The decontamination plan, she said, includes the use of environmentally-sound technologies (phytoremediation) for pollution prevention, control and remediation.
She noted that rehabilitation of the degraded wetlands in the City of Kigali could take time as funds are being mobilized.
"No rehabilitation roadmap so far, however, with support from the World Bank, Nyabugogo and Gikondo wetlands are expected to be first rehabilitated in addition to Nyandugu which is at the completion phase," she said.
At least $75 million has been secured for the rehabilitation of the two wetlands in Kigali and flood control in secondary cities.

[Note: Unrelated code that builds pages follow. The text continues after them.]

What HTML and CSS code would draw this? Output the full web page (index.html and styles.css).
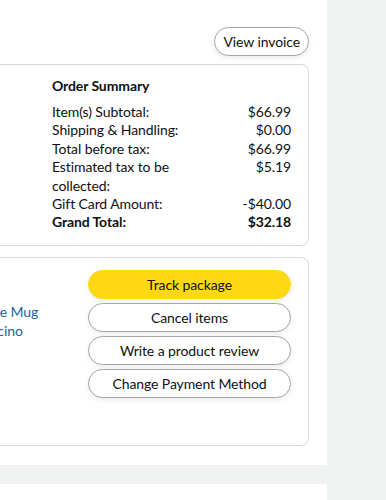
FILE: index.html
```html
<!DOCTYPE html>
<html lang="en">
<head>
    <meta charset="UTF-8">
    <meta name="viewport" content="width=device-width, initial-scale=1.0">
    <title>Order details</title>
    <link rel="stylesheet" href="styles.css">
</head>
<body>
    <div id="page">
        <div id="mainColumn">
            <div class="orderSection">
                <div class="orderHeader">
                    <a class="pillButton invoiceButton" href="#">View invoice</a>
                </div>

                <div class="card summaryCard">
                    <div class="summaryBox">
                        <h3 class="summaryTitle">Order Summary</h3>
                        <div class="summaryRow"><span class="label">Item(s) Subtotal:</span><span class="value">$66.99</span></div>
                        <div class="summaryRow"><span class="label">Shipping &amp; Handling:</span><span class="value">$0.00</span></div>
                        <div class="summaryRow"><span class="label">Total before tax:</span><span class="value">$66.99</span></div>
                        <div class="summaryRow"><span class="label">Estimated tax to be collected:</span><span class="value">$5.19</span></div>
                        <div class="summaryRow"><span class="label">Gift Card Amount:</span><span class="value">-$40.00</span></div>
                        <div class="summaryRow grandTotal"><span class="label">Grand Total:</span><span class="value">$32.18</span></div>
                    </div>
                </div>

                <div class="card shipmentCard">
                    <div class="itemInfo">
                        <a class="productLink" href="#">Tall Coffee Mug<br>- Cappuccino</a>
                    </div>
                    <div class="actionList">
                        <a class="pillButton primaryButton" href="#">Track package</a>
                        <a class="pillButton" href="#">Cancel items</a>
                        <a class="pillButton" href="#">Write a product review</a>
                        <a class="pillButton" href="#">Change Payment Method</a>
                    </div>
                </div>
            </div>
            <div class="sectionDivider"></div>
            <div class="orderSection nextSection"></div>
        </div>
        <div id="sideColumn"></div>
    </div>
</body>
</html>
```

FILE: styles.css
```css
body {
    margin: 0;
    font-family: Lato, "Liberation Sans", Arial, sans-serif;
    font-size: 14px;
    letter-spacing: -0.1px;
    color: #0f1111;
    background-color: #f0f2f2;
    overflow: hidden;
}
#page {
    display: flex;
    height: 500px;
}
#mainColumn {
    width: 327px;
    flex-shrink: 0;
    display: flex;
    flex-direction: column;
}
#sideColumn {
    flex: 1;
    background-color: #f0f2f2;
}
.orderSection {
    background-color: #fff;
    padding: 27px 18px 19px 0;
}
.nextSection {
    flex: 1;
    padding: 0;
}
.sectionDivider {
    height: 19px;
    background-color: #f0f2f2;
}
.orderHeader {
    display: flex;
    justify-content: flex-end;
    margin-bottom: 8px;
}
.card {
    margin-left: -40px;
    border: 1px solid #d5d9d9;
    border-radius: 8px;
    background-color: #fff;
}
.summaryCard {
    display: flex;
    justify-content: flex-end;
    padding: 12px 17px 13px 0;
    margin-bottom: 11px;
}
.summaryBox {
    width: 239px;
}
.summaryTitle {
    margin: 0 0 8px 0;
    font-size: 14px;
    font-weight: 700;
    line-height: 18px;
}
.summaryRow {
    display: flex;
    justify-content: space-between;
    line-height: 18.4px;
}
.summaryRow .label {
    width: 145px;
}
.summaryRow .value {
    text-align: right;
}
.grandTotal {
    font-weight: 700;
}
.shipmentCard {
    display: flex;
    padding: 12px 17px 47px 0;
}
.itemInfo {
    flex: 1;
    min-width: 0;
    padding-top: 32px;
}
.productLink {
    display: inline-block;
    margin-left: -18px;
    color: #2162a1;
    text-decoration: none;
    line-height: 19px;
    white-space: nowrap;
}
.actionList {
    width: 203px;
    flex-shrink: 0;
    display: flex;
    flex-direction: column;
    gap: 4px;
}
.pillButton {
    display: flex;
    justify-content: center;
    align-items: center;
    height: 27px;
    border: 1px solid #a2a6ac;
    border-radius: 100px;
    background-color: #fff;
    color: #0f1111;
    text-decoration: none;
    box-shadow: 0 2px 5px 0 rgba(213, 217, 217, 0.5);
}
.primaryButton {
    background-color: #ffd814;
    border-color: #ffd814;
}
.invoiceButton {
    padding: 0 8px;
}
```
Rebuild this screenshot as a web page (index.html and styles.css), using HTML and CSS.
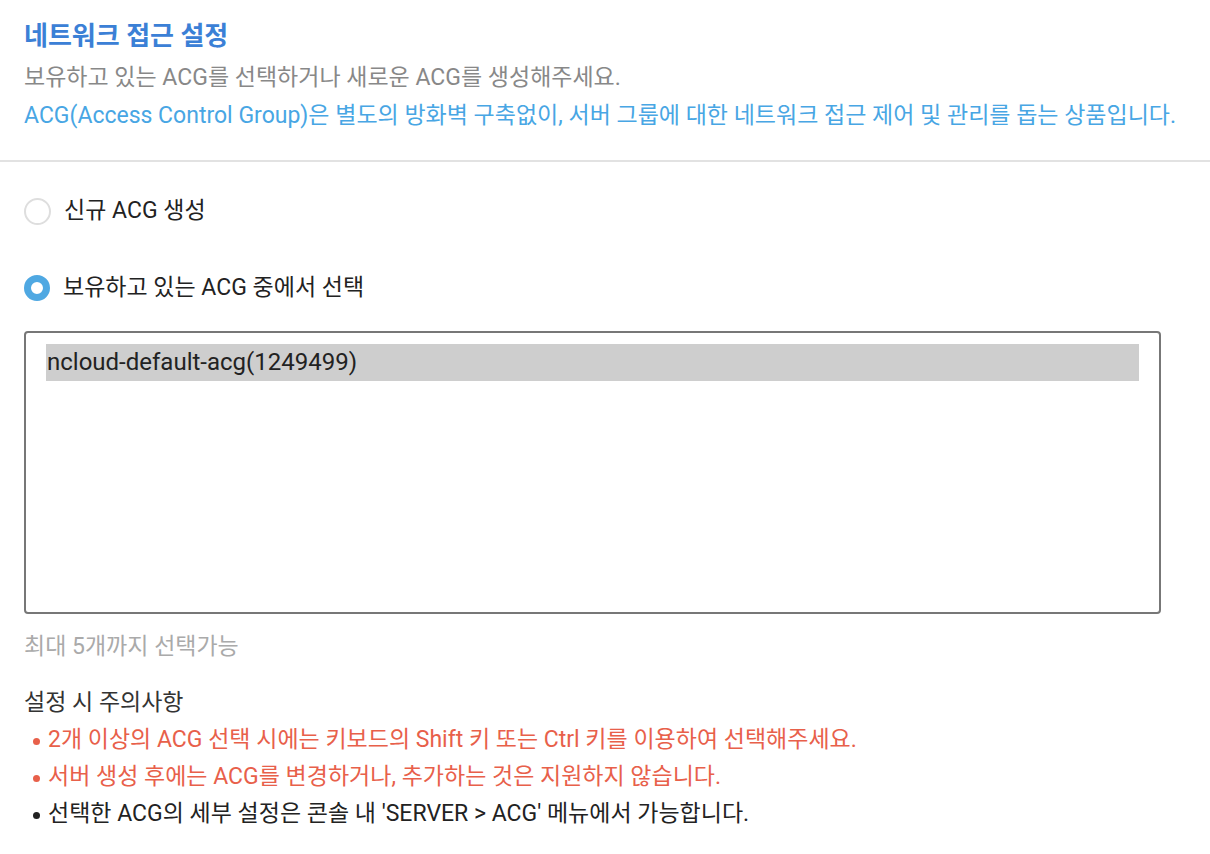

To rehabilitate other wetlands, she said, the source of funding will come from the government of Rwanda through Environment and Climate Change (FONERWA) and other mobilised resources from various Development Partners including World Bank, African Development Bank (AfDB) and UN Agencies.
Rwanda Environment Management Authority (REMA), this week, embarked on conducting an aerial survey in Kigali city for data to use in wetland rehabilitation and flood management.
Officials said there is also a proposal to develop a wetland master plan for the secondary cities in the second phase.